Disamping istilah di atas masih ada
pula sebutan lainnya, yaitu:
· minantu (suami / isteri dari anak ULUN)
· pawarangan (ayah / ibu dari minantu)
· mintuha (ayah / ibu dari suami / isteri ULUN)
· mintuha lambung (saudara mintuha dari ULUN)
· sabungkut (orang yang satu Datu dengan ULUN)
· mamarina (sebutan umum untuk saudara ayah/ibu dari
ULUN)
· kamanakan (anaknya kakak / adik dari ULUN)
· sapupu sakali (anak mamarina dari ULUN)
· maruai (isteri sama isteri bersaudara)
· ipar (saudara dari isteri / suami dari ULUN)
· panjulaknya (saudara tertua dari ULUN)
· pambusunya (saudara terkecil dari ULUN)
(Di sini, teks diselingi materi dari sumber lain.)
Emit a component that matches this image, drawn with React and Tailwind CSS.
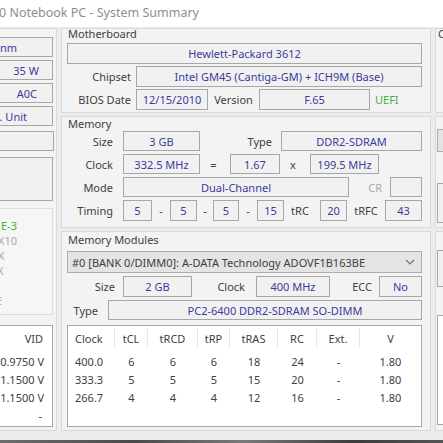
import React from "react";

const Box = ({ className = "", children }) => (
  <div className={"flex items-center justify-center border border-[#a7a7a7] bg-[#f1f1f1] text-[#3b3b9c] " + className}>
    {children}
  </div>
);

const Lbl = ({ className = "", children }) => (
  <div className={"flex items-center text-[#404040] " + className}>{children}</div>
);

const cols = "grid grid-cols-[47px_33px_50px_32px_48px_39px_43px_1fr]";

const rows = [
  ["400.0", "6", "6", "6", "18", "24", "-", "1.80"],
  ["333.3", "5", "5", "5", "15", "20", "-", "1.80"],
  ["266.7", "4", "4", "4", "12", "16", "-", "1.80"],
];

const heads = ["Clock", "tCL", "tRCD", "tRP", "tRAS", "RC", "Ext.", "V"];

export default function App() {
  return (
    <div className="w-[443px] h-[443px] overflow-hidden bg-[#ececec] flex flex-col font-['Noto_Sans',sans-serif] text-[11px] leading-none text-[#404040]">
      {/* title bar */}
      <div className="h-[27px] shrink-0 bg-white flex items-center text-[12.5px] text-[#8e8e8e] whitespace-nowrap">
        <span className="-ml-[1px]">0 Notebook PC - System Summary</span>
      </div>

      {/* body */}
      <div className="flex h-[413px] pt-[1px] shrink-0">
        {/* left column */}
        <div className="w-[101px] -ml-[44px] shrink-0 h-[403px] border border-[#d9d9d9] bg-[#f3f3f3] flex flex-col pr-[3px] whitespace-nowrap">
          <Box className="mt-[8px] h-[20px] !justify-end pr-[35px]">45 nm</Box>
          <Box className="mt-[3px] h-[20px] !justify-end pr-[13px]">35 W</Box>
          <Box className="mt-[3px] h-[20px] !justify-end pr-[15px]">A0C</Box>
          <Box className="mt-[3px] h-[20px] !justify-end pr-[25px]">Prod. Unit</Box>
          <Box className="mt-[5px] h-[20px] -mr-[1px]"></Box>
          <Box className="mt-[6px] h-[44px]"></Box>
          <div className="mt-[7px] h-[107px] border border-[#dedede] bg-[#f6f6f6] flex flex-col pl-[43px] pt-[9px] leading-[15px]">
            <span className="text-[#3fae45]">E-3</span>
            <span className="text-[#a9a9a9] -ml-[3px]">X10</span>
            <span className="text-[#a9a9a9] -ml-[3px]">X</span>
            <span className="text-[#a9a9a9] -ml-[4px]">X</span>
            <span className="text-[#a9a9a9] -ml-[5px] mt-[15px]">E</span>
          </div>
          <div className="mt-[10px] h-[102px] border border-[#a7a7a7] bg-white flex flex-col">
            <div className="h-[24px] flex items-center justify-end pr-[9px] text-[#404040]">VID</div>
            <div className="pt-[2px] flex flex-col text-[#404040]">
              <div className="h-[18px] flex items-center justify-end pr-[8px]">0.9750 V</div>
              <div className="h-[18px] flex items-center justify-end pr-[8px]">1.1500 V</div>
              <div className="h-[18px] flex items-center justify-end pr-[8px]">1.1500 V</div>
              <div className="h-[18px] flex items-center justify-end pr-[10px]">-</div>
            </div>
          </div>
        </div>

        {/* middle column */}
        <div className="ml-[4px] w-[370px] shrink-0 flex flex-col whitespace-nowrap">
          {/* Motherboard */}
          <div className="h-[85px] border border-[#d9d9d9] bg-[#f3f3f3] pl-[5px] pr-[8px] flex flex-col">
            <div className="h-[14px] leading-[10px] ml-[1px] text-[#404040]">Motherboard</div>
            <Box className="h-[21px]">Hewlett-Packard 3612</Box>
            <div className="mt-[2px] h-[21px] flex">
              <Lbl className="w-[64px] justify-end">Chipset</Lbl>
              <Box className="ml-[5px] flex-1">Intel GM45 (Cantiga-GM) + ICH9M (Base)</Box>
            </div>
            <div className="mt-[2px] h-[21px] flex">
              <Lbl className="w-[64px] justify-end">BIOS Date</Lbl>
              <Box className="ml-[5px] w-[72px]">12/15/2010</Box>
              <Lbl className="w-[51px] justify-center">Version</Lbl>
              <Box className="w-[111px]">F.65</Box>
              <Lbl className="ml-[5px] !text-[#3fae45]">UEFI</Lbl>
            </div>
          </div>

          {/* Memory */}
          <div className="mt-[3px] h-[112px] border border-[#d9d9d9] bg-[#f3f3f3] pl-[5px] pr-[8px] flex flex-col">
            <div className="h-[14px] leading-[14px] ml-[1px] text-[#404040]">Memory</div>
            <div className="h-[20px] flex">
              <Lbl className="w-[46px] justify-end">Size</Lbl>
              <Box className="ml-[10px] w-[77px]">3 GB</Box>
              <Lbl className="w-[81px] justify-end pr-[9px]">Type</Lbl>
              <Box className="flex-1">DDR2-SDRAM</Box>
            </div>
            <div className="mt-[3px] h-[20px] flex">
              <Lbl className="w-[46px] justify-end">Clock</Lbl>
              <Box className="ml-[10px] w-[77px]">332.5 MHz</Box>
              <Lbl className="w-[30px] justify-center pr-[3px]">=</Lbl>
              <Box className="w-[50px]">1.67</Box>
              <Lbl className="w-[30px] justify-center pr-[4px]">x</Lbl>
              <Box className="w-[69px]">199.5 MHz</Box>
            </div>
            <div className="mt-[3px] h-[20px] flex">
              <Lbl className="w-[46px] justify-end">Mode</Lbl>
              <Box className="ml-[10px] w-[226px]">Dual-Channel</Box>
              <Lbl className="w-[41px] justify-end pr-[8px] !text-[#a8a8a8]">CR</Lbl>
              <Box className="flex-1"></Box>
            </div>
            <div className="mt-[3px] h-[21px] flex">
              <Lbl className="w-[46px] justify-end">Timing</Lbl>
              <Box className="ml-[10px] w-[29px]">5</Box>
              <Lbl className="w-[18px] justify-center">-</Lbl>
              <Box className="w-[27px]">5</Box>
              <Lbl className="w-[16px] justify-center">-</Lbl>
              <Box className="w-[26px]">5</Box>
              <Lbl className="w-[18px] justify-center">-</Lbl>
              <Box className="w-[27px]">15</Box>
              <Lbl className="w-[36px] justify-center pr-[4px]">tRC</Lbl>
              <Box className="w-[27px]">20</Box>
              <Lbl className="w-[38px] justify-center">tRFC</Lbl>
              <Box className="flex-1">43</Box>
            </div>
          </div>

          {/* Memory Modules */}
          <div className="mt-[3px] h-[200px] border border-[#d9d9d9] bg-[#f3f3f3] pl-[5px] pr-[8px] flex flex-col">
            <div className="h-[19px] leading-[16px] ml-[1px] text-[#404040]">Memory Modules</div>
            <div className="h-[22px] border border-[#adadad] bg-[#e4e4e4] flex items-center justify-between pl-[4px] pr-[6px] text-[#404040]">
              <span>#0 [BANK 0/DIMM0]: A-DATA Technology ADOVF1B163BE</span>
              <svg width="10" height="6" viewBox="0 0 10 6" fill="none">
                <path d="M1 1 L5 5 L9 1" stroke="#707070" strokeWidth="1.1" />
              </svg>
            </div>
            <div className="mt-[3px] h-[21px] flex">
              <Lbl className="w-[48px] justify-end">Size</Lbl>
              <Box className="ml-[8px] w-[69px]">2 GB</Box>
              <Lbl className="w-[64px] justify-end pr-[11px]">Clock</Lbl>
              <Box className="w-[74px]">400 MHz</Box>
              <Lbl className="w-[49px] justify-end pr-[7px]">ECC</Lbl>
              <Box className="flex-1">No</Box>
            </div>
            <div className="mt-[3px] h-[20px] flex">
              <Lbl className="w-[41px] justify-end pr-[10px]">Type</Lbl>
              <Box className="flex-1 pl-[20px]">PC2-6400 DDR2-SDRAM SO-DIMM</Box>
            </div>
            <div className="mt-[5px] h-[102px] border border-[#a7a7a7] bg-white flex flex-col">
              <div className={cols + " h-[24px]"}>
                {heads.map((h, i) => (
                  <div
                    key={h}
                    className={
                      "mt-[2px] h-[20px] flex items-center border-r border-[#e8e8e8] " +
                      (i === 0 ? "justify-start pl-[7px]" : "justify-center") +
                      (i === 7 ? " border-r-0" : "")
                    }
                  >
                    {h}
                  </div>
                ))}
              </div>
              <div className="pt-[2px] flex flex-col">
                {rows.map((r, ri) => (
                  <div key={ri} className={cols + " h-[18px]"}>
                    {r.map((c, i) => (
                      <div
                        key={i}
                        className={"flex items-center " + (i === 0 ? "justify-start pl-[7px]" : "justify-center")}
                      >
                        {c}
                      </div>
                    ))}
                  </div>
                ))}
              </div>
            </div>
          </div>
        </div>

        {/* right column */}
        <div className="ml-[4px] w-[40px] shrink-0 flex flex-col">
          <div className="h-[85px] border border-[#d9d9d9] bg-[#f3f3f3] pl-[2px]">
            <div className="h-[14px] leading-[10px] text-[#404040]">C</div>
          </div>
          <div className="mt-[3px] h-[112px] border border-[#d9d9d9] bg-[#f3f3f3] pl-[1px] flex flex-col">
            <div className="mt-[12px] h-[23px] border border-[#adadad] bg-[#e4e4e4]"></div>
            <div className="mt-[31px] h-[40px] border border-[#a7a7a7] bg-[#f1f1f1]"></div>
          </div>
          <div className="mt-[3px] h-[200px] border border-[#d9d9d9] bg-[#f3f3f3] pl-[1px] flex flex-col">
            <div className="mt-[18px] h-[37px] border border-[#a7a7a7] bg-[#f1f1f1]"></div>
            <div className="mt-[28px] h-[110px] border border-[#a7a7a7] bg-white"></div>
          </div>
        </div>
      </div>

      {/* bottom dark strip */}
      <div className="h-[3px] shrink-0 bg-[linear-gradient(90deg,#6d6d6d,#4a4a4a_30%,#7a7a7a_55%,#3c3c3c_80%,#555555)]"></div>
    </div>
  );
}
· badangsanak (saudara kandung)
Untuk memanggil orang yang seumur
boleh dipanggil ikam, boleh juga menggunakan kata aku untuk menunjuk
diri sendiri. Sedangkan untuk menghormati atau memanggil yang lebih tua
digunakan kata pian, dan kata ulun untuk menunjuk diri sendiri.